Still problems though Blatter praises Confed Cup

FIFA president Sepp Blatter awarded South Africa's organizers of the Confederations Cup an encouraging mark of 7.5 out of 10 on Monday but he warned there was still work to do to improve transport and find accommodation for next year's World Cup.
While the Confederation Cup was considered a major success on the field as South Africa continues its buildup to the World Cup, Blatter and FIFA secretary general Jerome Valcke admitted it had also revealed problems that had to be resolved in the 11 months leading up to the June 11-July 11 championship, the first to be staged in Africa.

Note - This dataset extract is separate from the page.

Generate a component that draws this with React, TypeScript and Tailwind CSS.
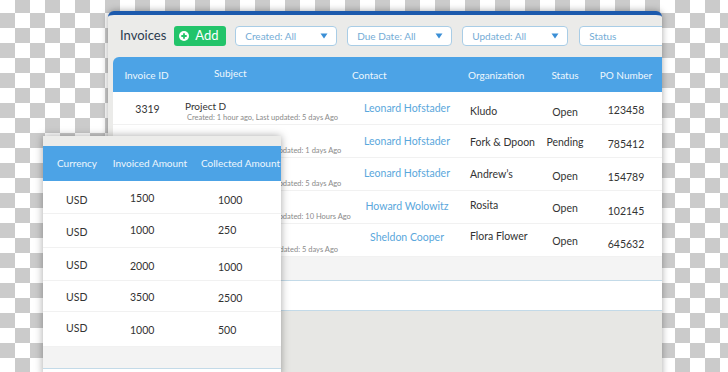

Blatter gave what he considered an encouraging score out of 10, which he felt would rise to eight by the time of the draw in Cape Town on Dec. 4 and maybe a 10 by the end of the World Cup.
"I am a very satisfied and a very happy president of FIFA, together with our friends in South Africa," said Blatter, although he also acknowledged the issues which have to resolved.
"We know there are logistics that we have to work on. There are problems and transport linked with accommodation _ we don't intend hiding behind compliments. This is a special matter because South Africa is expecting 450,000 visitors for the World Cup, fans from all round the world who want to find somewhere to sleep and it's not easy to go to camping sites because it is winter time and they have to be transported from one venue to another. This is a big challenge."
Valcke said a successful World Cup could only happen if the overseas visitors traveling to South Africa for the month-long, 64-game World Cup were also satisfied with facilities. Organizers are still 15,000 hotel rooms short of their target and could accept accommodation offers from neighboring countries
"Transportation is an issue, accommodation is an issue," he said. "These are things that have to be done. Yes, the park and ride does not work, yes, the media shuttle system has not worked, yes the signage has not worked, it was difficult to come in and out of the stadium."
Despite the problems, Valcke said he was confident that organizers had the time to solve them.
"We have to take into consideration that hundreds of thousands of people will be coming to South Africa for the World Cup," he said. "But there's not a single issue where we have the feeling that in 11 months we might not be able to solve them.
"Around the final draw I am sure we will be able to tell you exactly what are our solutions are to all these issues we are facing from the Confederations Cup."